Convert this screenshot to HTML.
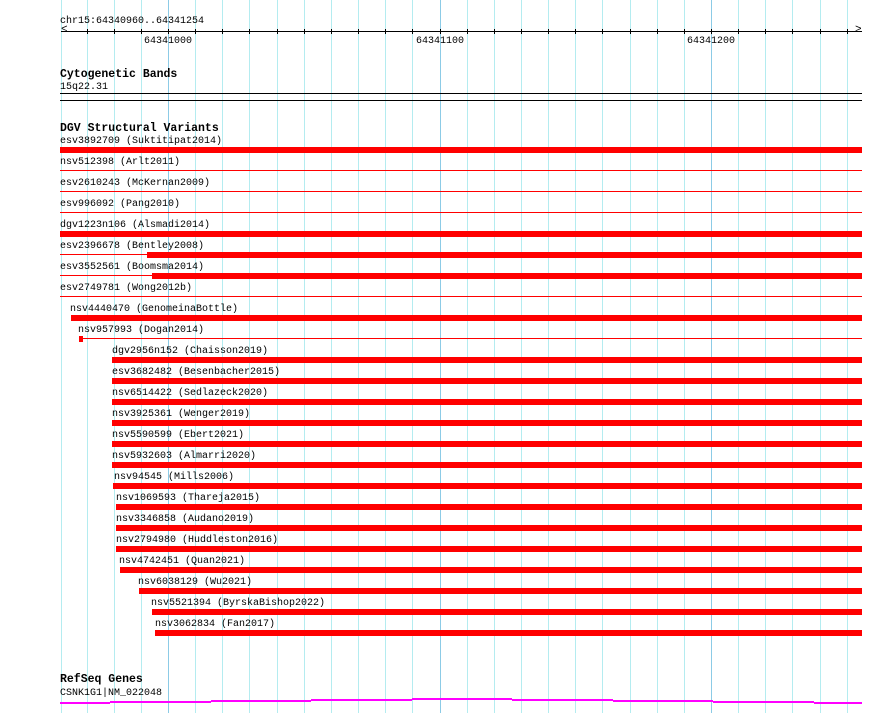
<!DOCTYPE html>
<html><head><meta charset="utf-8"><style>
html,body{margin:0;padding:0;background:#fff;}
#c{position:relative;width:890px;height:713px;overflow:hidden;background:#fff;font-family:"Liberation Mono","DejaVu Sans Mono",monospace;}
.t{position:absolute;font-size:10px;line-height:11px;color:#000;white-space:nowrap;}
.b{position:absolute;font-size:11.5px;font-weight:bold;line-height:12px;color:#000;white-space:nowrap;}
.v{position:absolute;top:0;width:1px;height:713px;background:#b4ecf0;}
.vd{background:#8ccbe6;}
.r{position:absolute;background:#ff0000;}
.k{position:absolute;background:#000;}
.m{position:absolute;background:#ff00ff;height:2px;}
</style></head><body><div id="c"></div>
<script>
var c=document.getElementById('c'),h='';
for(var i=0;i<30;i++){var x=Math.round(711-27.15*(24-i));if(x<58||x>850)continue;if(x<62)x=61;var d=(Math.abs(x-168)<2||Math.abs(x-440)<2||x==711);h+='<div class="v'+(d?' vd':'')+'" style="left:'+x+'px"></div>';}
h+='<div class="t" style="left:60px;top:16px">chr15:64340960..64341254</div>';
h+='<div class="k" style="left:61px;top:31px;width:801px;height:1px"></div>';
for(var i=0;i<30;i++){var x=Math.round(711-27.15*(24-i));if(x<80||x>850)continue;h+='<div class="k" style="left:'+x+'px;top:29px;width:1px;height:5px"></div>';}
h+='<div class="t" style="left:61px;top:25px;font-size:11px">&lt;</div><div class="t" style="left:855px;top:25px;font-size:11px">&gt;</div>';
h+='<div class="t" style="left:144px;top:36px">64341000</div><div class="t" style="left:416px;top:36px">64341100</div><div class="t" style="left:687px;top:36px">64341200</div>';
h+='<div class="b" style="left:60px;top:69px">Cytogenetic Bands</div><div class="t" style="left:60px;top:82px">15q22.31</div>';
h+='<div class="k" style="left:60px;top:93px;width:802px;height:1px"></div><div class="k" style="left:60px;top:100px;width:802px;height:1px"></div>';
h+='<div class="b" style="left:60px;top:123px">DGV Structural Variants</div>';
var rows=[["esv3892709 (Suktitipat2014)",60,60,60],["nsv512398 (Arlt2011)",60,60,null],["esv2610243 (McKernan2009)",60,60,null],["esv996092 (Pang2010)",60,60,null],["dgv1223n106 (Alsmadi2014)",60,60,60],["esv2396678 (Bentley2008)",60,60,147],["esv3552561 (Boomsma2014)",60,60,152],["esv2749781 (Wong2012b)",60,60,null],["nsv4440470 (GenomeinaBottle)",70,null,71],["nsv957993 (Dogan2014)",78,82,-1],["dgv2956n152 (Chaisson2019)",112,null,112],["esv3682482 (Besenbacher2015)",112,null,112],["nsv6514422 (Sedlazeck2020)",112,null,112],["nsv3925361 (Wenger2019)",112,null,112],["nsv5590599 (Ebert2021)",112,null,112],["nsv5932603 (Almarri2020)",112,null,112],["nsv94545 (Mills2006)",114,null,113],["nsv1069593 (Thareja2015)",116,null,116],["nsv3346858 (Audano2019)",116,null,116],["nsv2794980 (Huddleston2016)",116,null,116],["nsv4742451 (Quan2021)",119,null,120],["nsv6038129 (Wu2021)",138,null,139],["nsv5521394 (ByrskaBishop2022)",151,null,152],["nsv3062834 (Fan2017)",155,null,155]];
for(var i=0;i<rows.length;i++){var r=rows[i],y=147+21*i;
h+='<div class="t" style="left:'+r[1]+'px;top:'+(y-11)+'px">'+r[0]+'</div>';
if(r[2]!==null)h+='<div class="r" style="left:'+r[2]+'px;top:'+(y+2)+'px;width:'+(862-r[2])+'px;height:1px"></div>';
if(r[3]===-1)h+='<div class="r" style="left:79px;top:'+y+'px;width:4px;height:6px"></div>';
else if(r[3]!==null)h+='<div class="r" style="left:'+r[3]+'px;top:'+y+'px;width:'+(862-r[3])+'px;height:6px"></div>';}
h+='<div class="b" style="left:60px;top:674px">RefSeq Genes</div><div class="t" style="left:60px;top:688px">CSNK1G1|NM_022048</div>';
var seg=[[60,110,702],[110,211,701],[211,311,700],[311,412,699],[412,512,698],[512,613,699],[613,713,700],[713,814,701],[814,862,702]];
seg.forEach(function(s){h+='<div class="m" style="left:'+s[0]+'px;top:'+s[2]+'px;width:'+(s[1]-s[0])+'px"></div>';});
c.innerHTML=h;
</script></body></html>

* Work to complete
Repeat the listing in full and exactly. Leave any pictures out.

* Solution
Convert this screenshot to HTML.
<!DOCTYPE html>
<html><head><meta charset="utf-8"><style>
html,body{margin:0;padding:0;background:#fff;}
#c{position:relative;width:890px;height:713px;overflow:hidden;background:#fff;font-family:"Liberation Mono","DejaVu Sans Mono",monospace;}
.t{position:absolute;font-size:10px;line-height:11px;color:#000;white-space:nowrap;}
.b{position:absolute;font-size:11.5px;font-weight:bold;line-height:12px;color:#000;white-space:nowrap;}
.v{position:absolute;top:0;width:1px;height:713px;background:#b4ecf0;}
.vd{background:#8ccbe6;}
.r{position:absolute;background:#ff0000;}
.k{position:absolute;background:#000;}
.m{position:absolute;background:#ff00ff;height:2px;}
</style></head><body><div id="c"></div>
<script>
var c=document.getElementById('c'),h='';
for(var i=0;i<30;i++){var x=Math.round(711-27.15*(24-i));if(x<58||x>850)continue;if(x<62)x=61;var d=(Math.abs(x-168)<2||Math.abs(x-440)<2||x==711);h+='<div class="v'+(d?' vd':'')+'" style="left:'+x+'px"></div>';}
h+='<div class="t" style="left:60px;top:16px">chr15:64340960..64341254</div>';
h+='<div class="k" style="left:61px;top:31px;width:801px;height:1px"></div>';
for(var i=0;i<30;i++){var x=Math.round(711-27.15*(24-i));if(x<80||x>850)continue;h+='<div class="k" style="left:'+x+'px;top:29px;width:1px;height:5px"></div>';}
h+='<div class="t" style="left:61px;top:25px;font-size:11px">&lt;</div><div class="t" style="left:855px;top:25px;font-size:11px">&gt;</div>';
h+='<div class="t" style="left:144px;top:36px">64341000</div><div class="t" style="left:416px;top:36px">64341100</div><div class="t" style="left:687px;top:36px">64341200</div>';
h+='<div class="b" style="left:60px;top:69px">Cytogenetic Bands</div><div class="t" style="left:60px;top:82px">15q22.31</div>';
h+='<div class="k" style="left:60px;top:93px;width:802px;height:1px"></div><div class="k" style="left:60px;top:100px;width:802px;height:1px"></div>';
h+='<div class="b" style="left:60px;top:123px">DGV Structural Variants</div>';
var rows=[["esv3892709 (Suktitipat2014)",60,60,60],["nsv512398 (Arlt2011)",60,60,null],["esv2610243 (McKernan2009)",60,60,null],["esv996092 (Pang2010)",60,60,null],["dgv1223n106 (Alsmadi2014)",60,60,60],["esv2396678 (Bentley2008)",60,60,147],["esv3552561 (Boomsma2014)",60,60,152],["esv2749781 (Wong2012b)",60,60,null],["nsv4440470 (GenomeinaBottle)",70,null,71],["nsv957993 (Dogan2014)",78,82,-1],["dgv2956n152 (Chaisson2019)",112,null,112],["esv3682482 (Besenbacher2015)",112,null,112],["nsv6514422 (Sedlazeck2020)",112,null,112],["nsv3925361 (Wenger2019)",112,null,112],["nsv5590599 (Ebert2021)",112,null,112],["nsv5932603 (Almarri2020)",112,null,112],["nsv94545 (Mills2006)",114,null,113],["nsv1069593 (Thareja2015)",116,null,116],["nsv3346858 (Audano2019)",116,null,116],["nsv2794980 (Huddleston2016)",116,null,116],["nsv4742451 (Quan2021)",119,null,120],["nsv6038129 (Wu2021)",138,null,139],["nsv5521394 (ByrskaBishop2022)",151,null,152],["nsv3062834 (Fan2017)",155,null,155]];
for(var i=0;i<rows.length;i++){var r=rows[i],y=147+21*i;
h+='<div class="t" style="left:'+r[1]+'px;top:'+(y-11)+'px">'+r[0]+'</div>';
if(r[2]!==null)h+='<div class="r" style="left:'+r[2]+'px;top:'+(y+2)+'px;width:'+(862-r[2])+'px;height:1px"></div>';
if(r[3]===-1)h+='<div class="r" style="left:79px;top:'+y+'px;width:4px;height:6px"></div>';
else if(r[3]!==null)h+='<div class="r" style="left:'+r[3]+'px;top:'+y+'px;width:'+(862-r[3])+'px;height:6px"></div>';}
h+='<div class="b" style="left:60px;top:674px">RefSeq Genes</div><div class="t" style="left:60px;top:688px">CSNK1G1|NM_022048</div>';
var seg=[[60,110,702],[110,211,701],[211,311,700],[311,412,699],[412,512,698],[512,613,699],[613,713,700],[713,814,701],[814,862,702]];
seg.forEach(function(s){h+='<div class="m" style="left:'+s[0]+'px;top:'+s[2]+'px;width:'+(s[1]-s[0])+'px"></div>';});
c.innerHTML=h;
</script></body></html>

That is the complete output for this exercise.